Work to complete:
What is the number of lines that include the word "React"? Provide only that figure.

Provided records:
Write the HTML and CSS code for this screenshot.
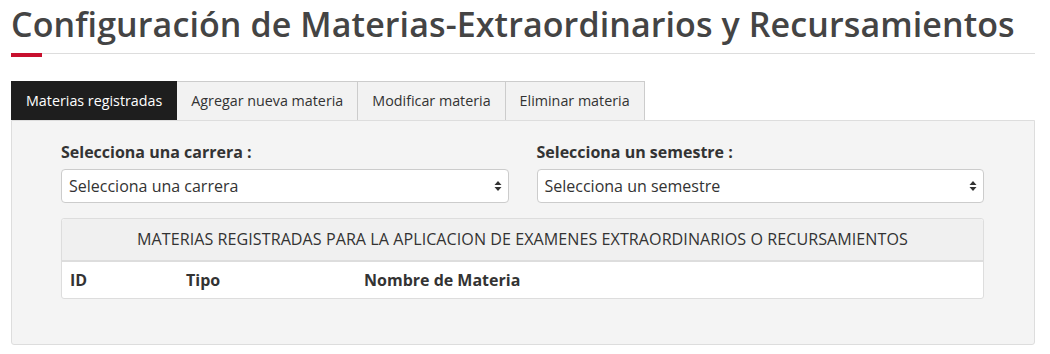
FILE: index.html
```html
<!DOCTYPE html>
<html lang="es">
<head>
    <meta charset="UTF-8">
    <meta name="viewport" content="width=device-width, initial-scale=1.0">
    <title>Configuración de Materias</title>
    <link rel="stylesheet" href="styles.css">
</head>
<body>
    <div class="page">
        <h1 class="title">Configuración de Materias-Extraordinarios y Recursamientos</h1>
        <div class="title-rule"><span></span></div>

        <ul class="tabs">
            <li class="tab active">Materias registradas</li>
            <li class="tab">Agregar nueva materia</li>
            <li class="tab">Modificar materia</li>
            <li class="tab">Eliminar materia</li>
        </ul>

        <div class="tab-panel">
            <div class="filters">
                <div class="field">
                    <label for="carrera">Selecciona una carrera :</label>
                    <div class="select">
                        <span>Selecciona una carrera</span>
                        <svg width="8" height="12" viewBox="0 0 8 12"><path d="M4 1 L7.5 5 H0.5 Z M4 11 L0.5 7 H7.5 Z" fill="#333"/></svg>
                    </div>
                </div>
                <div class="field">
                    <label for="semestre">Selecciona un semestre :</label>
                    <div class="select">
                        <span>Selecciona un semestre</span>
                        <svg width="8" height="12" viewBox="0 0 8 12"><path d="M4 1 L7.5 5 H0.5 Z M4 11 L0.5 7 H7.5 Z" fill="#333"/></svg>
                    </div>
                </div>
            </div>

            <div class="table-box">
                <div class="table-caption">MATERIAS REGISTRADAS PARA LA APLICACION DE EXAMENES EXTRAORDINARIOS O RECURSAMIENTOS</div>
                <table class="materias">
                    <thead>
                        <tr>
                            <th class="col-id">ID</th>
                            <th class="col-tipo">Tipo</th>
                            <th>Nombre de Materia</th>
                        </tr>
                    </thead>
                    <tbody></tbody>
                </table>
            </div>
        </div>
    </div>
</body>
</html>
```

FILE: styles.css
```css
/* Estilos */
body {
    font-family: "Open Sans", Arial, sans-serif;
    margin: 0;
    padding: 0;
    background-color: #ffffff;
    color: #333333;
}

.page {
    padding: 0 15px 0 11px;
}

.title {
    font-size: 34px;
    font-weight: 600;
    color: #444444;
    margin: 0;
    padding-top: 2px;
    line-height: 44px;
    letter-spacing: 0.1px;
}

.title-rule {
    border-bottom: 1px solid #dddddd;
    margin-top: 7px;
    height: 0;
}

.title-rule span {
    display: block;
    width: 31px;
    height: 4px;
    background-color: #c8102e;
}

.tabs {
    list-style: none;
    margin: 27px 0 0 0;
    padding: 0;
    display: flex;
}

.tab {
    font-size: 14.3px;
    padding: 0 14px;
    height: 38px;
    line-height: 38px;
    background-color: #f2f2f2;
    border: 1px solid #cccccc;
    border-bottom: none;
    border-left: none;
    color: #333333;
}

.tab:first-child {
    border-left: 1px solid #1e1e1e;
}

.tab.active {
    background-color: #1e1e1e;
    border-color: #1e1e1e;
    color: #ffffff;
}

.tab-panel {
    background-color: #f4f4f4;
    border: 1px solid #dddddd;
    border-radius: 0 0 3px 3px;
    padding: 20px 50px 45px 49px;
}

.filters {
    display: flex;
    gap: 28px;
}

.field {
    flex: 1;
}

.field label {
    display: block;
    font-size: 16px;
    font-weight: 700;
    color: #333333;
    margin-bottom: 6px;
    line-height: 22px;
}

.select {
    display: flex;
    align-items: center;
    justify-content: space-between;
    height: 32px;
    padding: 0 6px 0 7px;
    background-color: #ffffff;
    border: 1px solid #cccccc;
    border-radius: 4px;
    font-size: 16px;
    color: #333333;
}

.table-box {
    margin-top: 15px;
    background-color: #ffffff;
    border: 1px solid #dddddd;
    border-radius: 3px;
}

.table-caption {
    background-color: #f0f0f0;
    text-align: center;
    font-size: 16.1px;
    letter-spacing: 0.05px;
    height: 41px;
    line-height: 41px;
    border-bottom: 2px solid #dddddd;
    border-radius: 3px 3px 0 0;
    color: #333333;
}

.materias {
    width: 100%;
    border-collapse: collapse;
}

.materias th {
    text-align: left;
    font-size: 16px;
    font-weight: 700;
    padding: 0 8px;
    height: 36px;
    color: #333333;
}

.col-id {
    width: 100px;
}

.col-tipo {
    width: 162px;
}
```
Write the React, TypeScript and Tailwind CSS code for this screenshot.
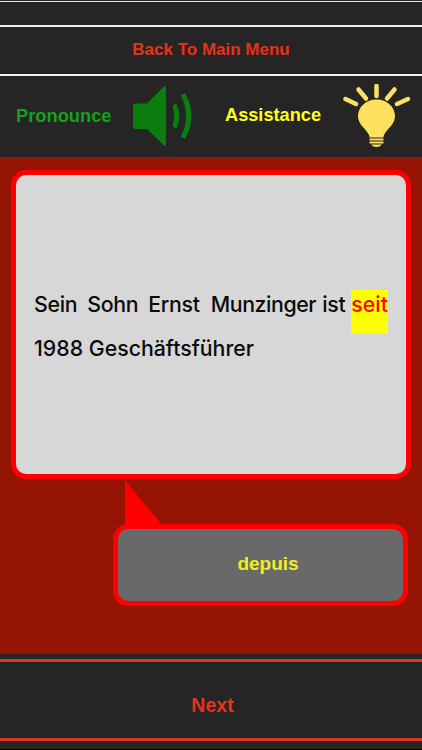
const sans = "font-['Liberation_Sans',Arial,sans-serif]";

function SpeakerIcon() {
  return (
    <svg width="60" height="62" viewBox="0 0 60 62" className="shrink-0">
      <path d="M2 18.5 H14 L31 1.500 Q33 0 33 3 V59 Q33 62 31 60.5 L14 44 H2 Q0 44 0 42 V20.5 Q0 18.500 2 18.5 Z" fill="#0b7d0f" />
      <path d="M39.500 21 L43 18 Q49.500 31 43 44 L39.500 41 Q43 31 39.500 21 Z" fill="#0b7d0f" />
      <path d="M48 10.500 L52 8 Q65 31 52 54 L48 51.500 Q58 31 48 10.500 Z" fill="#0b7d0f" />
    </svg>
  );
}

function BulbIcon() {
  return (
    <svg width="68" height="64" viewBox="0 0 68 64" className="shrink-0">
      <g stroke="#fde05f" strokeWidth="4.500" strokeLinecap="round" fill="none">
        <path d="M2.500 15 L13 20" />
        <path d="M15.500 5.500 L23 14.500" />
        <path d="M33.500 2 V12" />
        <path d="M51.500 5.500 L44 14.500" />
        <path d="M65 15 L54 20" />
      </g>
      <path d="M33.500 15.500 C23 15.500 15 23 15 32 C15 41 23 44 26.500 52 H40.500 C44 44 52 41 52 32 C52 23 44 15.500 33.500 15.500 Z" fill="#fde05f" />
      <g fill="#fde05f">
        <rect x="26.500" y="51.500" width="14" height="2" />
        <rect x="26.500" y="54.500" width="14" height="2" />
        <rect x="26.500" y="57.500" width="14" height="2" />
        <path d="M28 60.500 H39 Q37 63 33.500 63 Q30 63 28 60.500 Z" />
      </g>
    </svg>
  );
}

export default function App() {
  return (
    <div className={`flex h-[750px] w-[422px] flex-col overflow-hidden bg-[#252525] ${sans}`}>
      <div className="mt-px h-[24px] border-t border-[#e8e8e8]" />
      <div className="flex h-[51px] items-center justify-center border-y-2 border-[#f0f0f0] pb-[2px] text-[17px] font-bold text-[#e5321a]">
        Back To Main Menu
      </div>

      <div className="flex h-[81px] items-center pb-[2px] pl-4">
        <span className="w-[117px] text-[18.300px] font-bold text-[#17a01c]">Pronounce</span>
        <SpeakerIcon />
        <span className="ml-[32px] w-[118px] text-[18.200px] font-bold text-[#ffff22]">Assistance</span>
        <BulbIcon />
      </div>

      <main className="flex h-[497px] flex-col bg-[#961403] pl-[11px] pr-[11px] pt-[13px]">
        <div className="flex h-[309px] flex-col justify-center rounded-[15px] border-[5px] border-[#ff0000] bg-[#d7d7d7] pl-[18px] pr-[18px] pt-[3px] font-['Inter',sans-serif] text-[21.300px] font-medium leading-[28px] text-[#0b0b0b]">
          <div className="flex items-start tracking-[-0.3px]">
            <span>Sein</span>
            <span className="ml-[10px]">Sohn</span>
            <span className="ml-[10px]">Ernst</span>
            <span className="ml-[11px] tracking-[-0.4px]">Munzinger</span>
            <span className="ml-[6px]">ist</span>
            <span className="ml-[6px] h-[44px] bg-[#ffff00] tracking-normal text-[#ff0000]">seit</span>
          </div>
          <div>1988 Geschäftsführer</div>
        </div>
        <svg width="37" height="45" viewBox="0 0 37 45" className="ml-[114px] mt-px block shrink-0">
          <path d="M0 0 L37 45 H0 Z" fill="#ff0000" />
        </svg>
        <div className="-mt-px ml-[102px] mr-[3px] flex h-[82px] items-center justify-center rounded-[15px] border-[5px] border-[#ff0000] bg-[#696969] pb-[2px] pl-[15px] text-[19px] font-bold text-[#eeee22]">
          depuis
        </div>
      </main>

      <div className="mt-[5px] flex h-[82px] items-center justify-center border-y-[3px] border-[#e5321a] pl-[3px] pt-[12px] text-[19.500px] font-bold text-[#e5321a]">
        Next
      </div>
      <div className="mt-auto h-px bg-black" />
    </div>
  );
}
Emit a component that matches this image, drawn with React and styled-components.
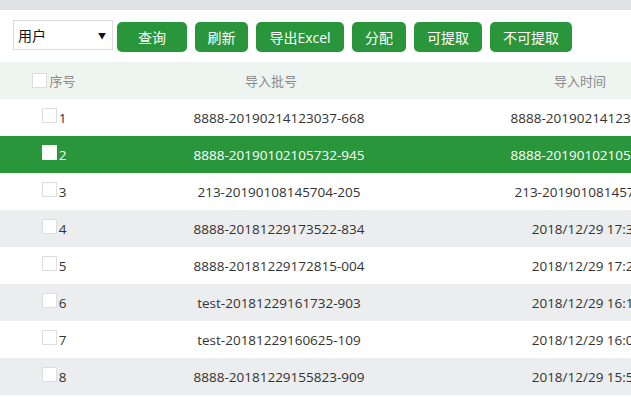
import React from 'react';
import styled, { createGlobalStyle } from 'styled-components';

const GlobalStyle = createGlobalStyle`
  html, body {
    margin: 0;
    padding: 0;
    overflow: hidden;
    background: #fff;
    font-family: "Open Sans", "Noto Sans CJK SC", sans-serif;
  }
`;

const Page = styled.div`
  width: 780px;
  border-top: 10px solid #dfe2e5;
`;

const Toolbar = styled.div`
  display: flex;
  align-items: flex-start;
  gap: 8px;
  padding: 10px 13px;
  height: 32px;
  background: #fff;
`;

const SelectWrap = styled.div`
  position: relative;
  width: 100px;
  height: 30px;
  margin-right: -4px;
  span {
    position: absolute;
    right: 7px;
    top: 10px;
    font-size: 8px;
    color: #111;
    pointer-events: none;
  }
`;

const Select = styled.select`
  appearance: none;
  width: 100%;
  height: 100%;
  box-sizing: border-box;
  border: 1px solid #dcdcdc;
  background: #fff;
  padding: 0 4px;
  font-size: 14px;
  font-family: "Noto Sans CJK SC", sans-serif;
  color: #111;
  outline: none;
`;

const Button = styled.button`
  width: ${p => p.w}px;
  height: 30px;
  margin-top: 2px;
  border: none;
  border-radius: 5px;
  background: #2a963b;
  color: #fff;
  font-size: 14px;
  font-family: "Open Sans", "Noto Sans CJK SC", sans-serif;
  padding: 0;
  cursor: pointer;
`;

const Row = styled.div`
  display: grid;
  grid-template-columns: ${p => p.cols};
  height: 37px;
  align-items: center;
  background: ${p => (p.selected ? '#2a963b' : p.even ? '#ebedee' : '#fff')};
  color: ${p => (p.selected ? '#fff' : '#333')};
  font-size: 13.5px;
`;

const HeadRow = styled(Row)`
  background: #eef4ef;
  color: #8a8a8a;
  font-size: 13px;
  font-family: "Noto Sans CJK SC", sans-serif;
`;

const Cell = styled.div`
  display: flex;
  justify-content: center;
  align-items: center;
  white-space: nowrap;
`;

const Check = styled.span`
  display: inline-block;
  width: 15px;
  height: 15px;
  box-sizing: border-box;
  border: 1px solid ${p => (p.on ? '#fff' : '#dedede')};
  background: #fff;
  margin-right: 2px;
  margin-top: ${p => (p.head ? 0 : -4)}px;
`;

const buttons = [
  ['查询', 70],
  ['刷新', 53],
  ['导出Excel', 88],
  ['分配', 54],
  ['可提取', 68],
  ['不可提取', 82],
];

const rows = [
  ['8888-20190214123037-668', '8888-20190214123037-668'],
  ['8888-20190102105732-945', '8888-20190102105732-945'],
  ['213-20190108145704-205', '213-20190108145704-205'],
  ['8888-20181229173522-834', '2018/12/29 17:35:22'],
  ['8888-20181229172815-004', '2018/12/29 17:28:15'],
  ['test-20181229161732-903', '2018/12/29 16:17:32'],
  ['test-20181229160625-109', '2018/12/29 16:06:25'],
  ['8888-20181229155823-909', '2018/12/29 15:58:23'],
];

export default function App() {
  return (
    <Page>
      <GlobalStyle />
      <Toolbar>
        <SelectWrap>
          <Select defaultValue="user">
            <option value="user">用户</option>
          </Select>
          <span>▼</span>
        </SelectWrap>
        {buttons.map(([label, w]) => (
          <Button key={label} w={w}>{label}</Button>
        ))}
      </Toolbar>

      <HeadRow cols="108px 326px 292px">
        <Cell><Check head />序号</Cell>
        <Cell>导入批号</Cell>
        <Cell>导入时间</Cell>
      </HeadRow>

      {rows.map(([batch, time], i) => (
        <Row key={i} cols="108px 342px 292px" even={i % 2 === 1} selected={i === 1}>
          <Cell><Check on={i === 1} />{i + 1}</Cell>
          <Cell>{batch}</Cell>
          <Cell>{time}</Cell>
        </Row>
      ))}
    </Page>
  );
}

Answer in full:
3